**TASK OBJECTIVE**
Using the listing below, please gather every line containing the word "React".

**DATA PROVIDED**
..............................

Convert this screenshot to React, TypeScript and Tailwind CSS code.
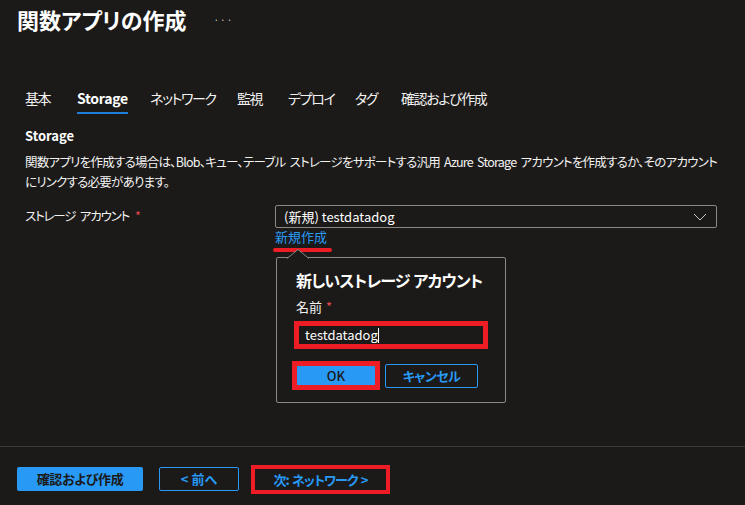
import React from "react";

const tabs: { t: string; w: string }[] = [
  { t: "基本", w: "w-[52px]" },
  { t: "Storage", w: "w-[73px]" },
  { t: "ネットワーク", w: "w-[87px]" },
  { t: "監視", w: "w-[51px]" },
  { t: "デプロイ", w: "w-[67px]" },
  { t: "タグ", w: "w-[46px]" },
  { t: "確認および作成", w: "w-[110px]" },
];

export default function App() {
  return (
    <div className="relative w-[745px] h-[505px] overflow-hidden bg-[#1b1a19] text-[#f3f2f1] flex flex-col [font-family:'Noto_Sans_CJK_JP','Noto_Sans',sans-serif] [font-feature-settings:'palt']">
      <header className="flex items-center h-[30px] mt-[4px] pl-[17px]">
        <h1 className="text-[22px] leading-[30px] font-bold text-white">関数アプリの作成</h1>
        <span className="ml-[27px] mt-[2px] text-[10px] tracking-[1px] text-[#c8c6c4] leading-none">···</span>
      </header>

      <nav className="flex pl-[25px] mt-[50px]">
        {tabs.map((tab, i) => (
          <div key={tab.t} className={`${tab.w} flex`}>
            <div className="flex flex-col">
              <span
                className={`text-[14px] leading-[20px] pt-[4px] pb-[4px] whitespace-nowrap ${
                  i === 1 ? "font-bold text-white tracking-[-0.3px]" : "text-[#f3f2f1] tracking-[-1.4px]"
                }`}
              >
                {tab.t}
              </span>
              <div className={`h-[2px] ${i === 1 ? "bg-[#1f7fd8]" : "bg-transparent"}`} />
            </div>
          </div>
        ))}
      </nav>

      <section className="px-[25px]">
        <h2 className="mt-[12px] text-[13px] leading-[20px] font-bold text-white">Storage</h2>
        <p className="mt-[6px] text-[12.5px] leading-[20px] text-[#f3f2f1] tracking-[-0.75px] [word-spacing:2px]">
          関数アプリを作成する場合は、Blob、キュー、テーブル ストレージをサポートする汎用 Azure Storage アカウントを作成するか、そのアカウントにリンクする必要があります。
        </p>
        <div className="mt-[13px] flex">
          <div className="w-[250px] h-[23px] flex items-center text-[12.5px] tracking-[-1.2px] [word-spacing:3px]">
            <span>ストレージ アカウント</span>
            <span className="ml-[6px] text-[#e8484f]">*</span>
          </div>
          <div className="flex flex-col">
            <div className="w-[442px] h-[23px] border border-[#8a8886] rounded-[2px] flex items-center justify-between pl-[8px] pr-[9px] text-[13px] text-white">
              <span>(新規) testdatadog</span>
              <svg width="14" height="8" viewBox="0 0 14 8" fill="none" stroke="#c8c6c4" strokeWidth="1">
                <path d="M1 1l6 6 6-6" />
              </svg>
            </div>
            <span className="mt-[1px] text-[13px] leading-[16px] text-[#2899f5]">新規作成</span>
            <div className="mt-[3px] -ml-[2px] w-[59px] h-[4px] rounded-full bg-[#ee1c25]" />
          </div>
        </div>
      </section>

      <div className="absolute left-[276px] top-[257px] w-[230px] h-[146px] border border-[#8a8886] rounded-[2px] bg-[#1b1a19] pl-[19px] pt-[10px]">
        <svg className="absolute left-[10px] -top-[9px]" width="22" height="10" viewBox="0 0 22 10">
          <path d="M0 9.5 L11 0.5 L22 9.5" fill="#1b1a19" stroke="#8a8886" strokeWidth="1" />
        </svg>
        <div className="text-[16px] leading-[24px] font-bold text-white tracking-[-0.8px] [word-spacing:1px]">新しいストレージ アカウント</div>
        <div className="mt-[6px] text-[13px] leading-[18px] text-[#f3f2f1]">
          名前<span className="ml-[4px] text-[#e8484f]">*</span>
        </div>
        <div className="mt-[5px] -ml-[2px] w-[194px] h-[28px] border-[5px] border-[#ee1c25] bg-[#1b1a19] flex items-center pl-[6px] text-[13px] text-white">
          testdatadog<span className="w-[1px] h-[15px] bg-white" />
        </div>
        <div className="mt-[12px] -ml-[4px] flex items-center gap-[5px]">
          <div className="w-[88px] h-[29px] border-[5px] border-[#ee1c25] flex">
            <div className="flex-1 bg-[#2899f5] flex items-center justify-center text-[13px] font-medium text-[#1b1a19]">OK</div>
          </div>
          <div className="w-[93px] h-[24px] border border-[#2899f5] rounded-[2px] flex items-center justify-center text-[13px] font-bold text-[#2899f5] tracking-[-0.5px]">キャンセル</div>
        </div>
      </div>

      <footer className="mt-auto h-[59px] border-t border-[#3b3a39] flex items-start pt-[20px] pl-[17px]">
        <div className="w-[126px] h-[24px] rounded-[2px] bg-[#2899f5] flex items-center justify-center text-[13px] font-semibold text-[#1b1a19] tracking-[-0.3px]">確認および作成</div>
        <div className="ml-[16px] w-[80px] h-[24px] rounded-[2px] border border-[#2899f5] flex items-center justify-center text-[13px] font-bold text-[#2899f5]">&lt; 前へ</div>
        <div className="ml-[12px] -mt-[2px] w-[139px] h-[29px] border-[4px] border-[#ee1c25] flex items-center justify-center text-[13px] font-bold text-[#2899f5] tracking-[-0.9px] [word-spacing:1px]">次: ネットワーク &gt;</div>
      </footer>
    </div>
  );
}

..............................

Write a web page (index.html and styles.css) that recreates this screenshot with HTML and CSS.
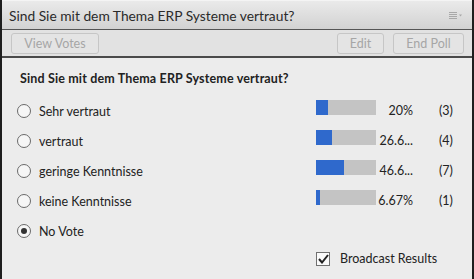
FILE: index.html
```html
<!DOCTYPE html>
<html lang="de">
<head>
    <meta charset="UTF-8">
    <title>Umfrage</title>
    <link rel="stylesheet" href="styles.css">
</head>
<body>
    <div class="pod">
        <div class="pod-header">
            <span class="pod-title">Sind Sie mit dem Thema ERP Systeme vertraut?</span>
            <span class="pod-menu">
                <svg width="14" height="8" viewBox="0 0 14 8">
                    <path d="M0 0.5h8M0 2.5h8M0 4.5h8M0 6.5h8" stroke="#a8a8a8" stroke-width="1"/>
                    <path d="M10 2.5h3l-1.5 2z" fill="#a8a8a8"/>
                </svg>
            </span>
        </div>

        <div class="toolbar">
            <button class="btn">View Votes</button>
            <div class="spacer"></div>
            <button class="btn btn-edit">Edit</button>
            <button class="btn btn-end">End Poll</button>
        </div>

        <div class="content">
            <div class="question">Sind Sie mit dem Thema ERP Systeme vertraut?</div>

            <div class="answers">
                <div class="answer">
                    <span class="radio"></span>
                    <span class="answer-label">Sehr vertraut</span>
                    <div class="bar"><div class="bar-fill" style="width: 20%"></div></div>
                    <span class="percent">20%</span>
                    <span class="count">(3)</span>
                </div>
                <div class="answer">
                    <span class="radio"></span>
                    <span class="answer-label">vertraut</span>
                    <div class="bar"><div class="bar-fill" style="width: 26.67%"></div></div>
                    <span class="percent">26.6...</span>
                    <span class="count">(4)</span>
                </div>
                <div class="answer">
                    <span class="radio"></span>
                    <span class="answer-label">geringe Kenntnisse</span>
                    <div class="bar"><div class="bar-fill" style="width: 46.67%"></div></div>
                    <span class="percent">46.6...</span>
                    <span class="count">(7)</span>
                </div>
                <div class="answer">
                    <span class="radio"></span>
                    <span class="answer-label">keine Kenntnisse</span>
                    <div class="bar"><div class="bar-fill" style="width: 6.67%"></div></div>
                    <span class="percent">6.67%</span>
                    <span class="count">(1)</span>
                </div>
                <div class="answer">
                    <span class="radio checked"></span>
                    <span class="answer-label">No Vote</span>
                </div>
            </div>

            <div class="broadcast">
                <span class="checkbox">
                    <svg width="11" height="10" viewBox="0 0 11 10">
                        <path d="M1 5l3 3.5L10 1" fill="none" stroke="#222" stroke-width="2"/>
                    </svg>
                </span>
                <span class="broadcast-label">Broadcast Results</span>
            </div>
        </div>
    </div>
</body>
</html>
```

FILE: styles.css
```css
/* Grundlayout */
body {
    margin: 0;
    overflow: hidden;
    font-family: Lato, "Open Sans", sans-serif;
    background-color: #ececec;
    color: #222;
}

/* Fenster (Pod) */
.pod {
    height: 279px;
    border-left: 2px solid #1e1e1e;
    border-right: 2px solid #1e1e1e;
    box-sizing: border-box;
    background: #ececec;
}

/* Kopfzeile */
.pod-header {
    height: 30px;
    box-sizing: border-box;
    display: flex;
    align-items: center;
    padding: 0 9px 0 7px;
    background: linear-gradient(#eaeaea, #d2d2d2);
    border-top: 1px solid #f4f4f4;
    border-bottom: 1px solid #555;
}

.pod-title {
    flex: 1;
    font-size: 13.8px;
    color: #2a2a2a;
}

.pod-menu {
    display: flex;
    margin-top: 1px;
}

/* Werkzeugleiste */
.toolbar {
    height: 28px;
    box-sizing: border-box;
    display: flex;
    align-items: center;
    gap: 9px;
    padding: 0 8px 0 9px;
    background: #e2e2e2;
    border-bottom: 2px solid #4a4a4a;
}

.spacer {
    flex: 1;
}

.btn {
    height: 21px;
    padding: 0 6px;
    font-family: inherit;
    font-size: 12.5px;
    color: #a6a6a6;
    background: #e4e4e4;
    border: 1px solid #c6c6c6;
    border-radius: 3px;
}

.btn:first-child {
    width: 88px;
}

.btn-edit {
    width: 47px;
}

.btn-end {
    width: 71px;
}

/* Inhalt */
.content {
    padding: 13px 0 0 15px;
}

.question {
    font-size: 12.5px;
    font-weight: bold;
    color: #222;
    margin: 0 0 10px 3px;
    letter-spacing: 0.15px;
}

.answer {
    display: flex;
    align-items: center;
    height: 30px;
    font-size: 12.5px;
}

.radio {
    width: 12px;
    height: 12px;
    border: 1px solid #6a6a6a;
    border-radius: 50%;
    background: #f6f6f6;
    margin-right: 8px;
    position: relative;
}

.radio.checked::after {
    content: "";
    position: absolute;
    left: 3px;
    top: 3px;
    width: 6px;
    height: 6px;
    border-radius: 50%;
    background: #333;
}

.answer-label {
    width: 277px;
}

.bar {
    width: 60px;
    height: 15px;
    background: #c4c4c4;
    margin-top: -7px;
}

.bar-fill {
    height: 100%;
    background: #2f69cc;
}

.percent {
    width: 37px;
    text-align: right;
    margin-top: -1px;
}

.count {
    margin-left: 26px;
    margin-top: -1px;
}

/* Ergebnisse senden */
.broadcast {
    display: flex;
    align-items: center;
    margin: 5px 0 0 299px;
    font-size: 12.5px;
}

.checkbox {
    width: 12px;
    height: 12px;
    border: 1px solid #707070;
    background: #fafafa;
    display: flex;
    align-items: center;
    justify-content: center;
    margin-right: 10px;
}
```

..............................

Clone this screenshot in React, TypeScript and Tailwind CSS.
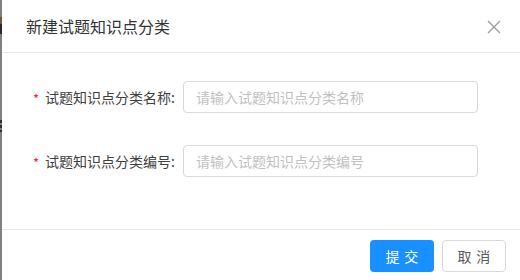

..............................

**EXERCISE OUTPUT**
Convert this screenshot to React, TypeScript and Tailwind CSS code.
import React from "react";
Clone this screenshot in React, TypeScript and Tailwind CSS.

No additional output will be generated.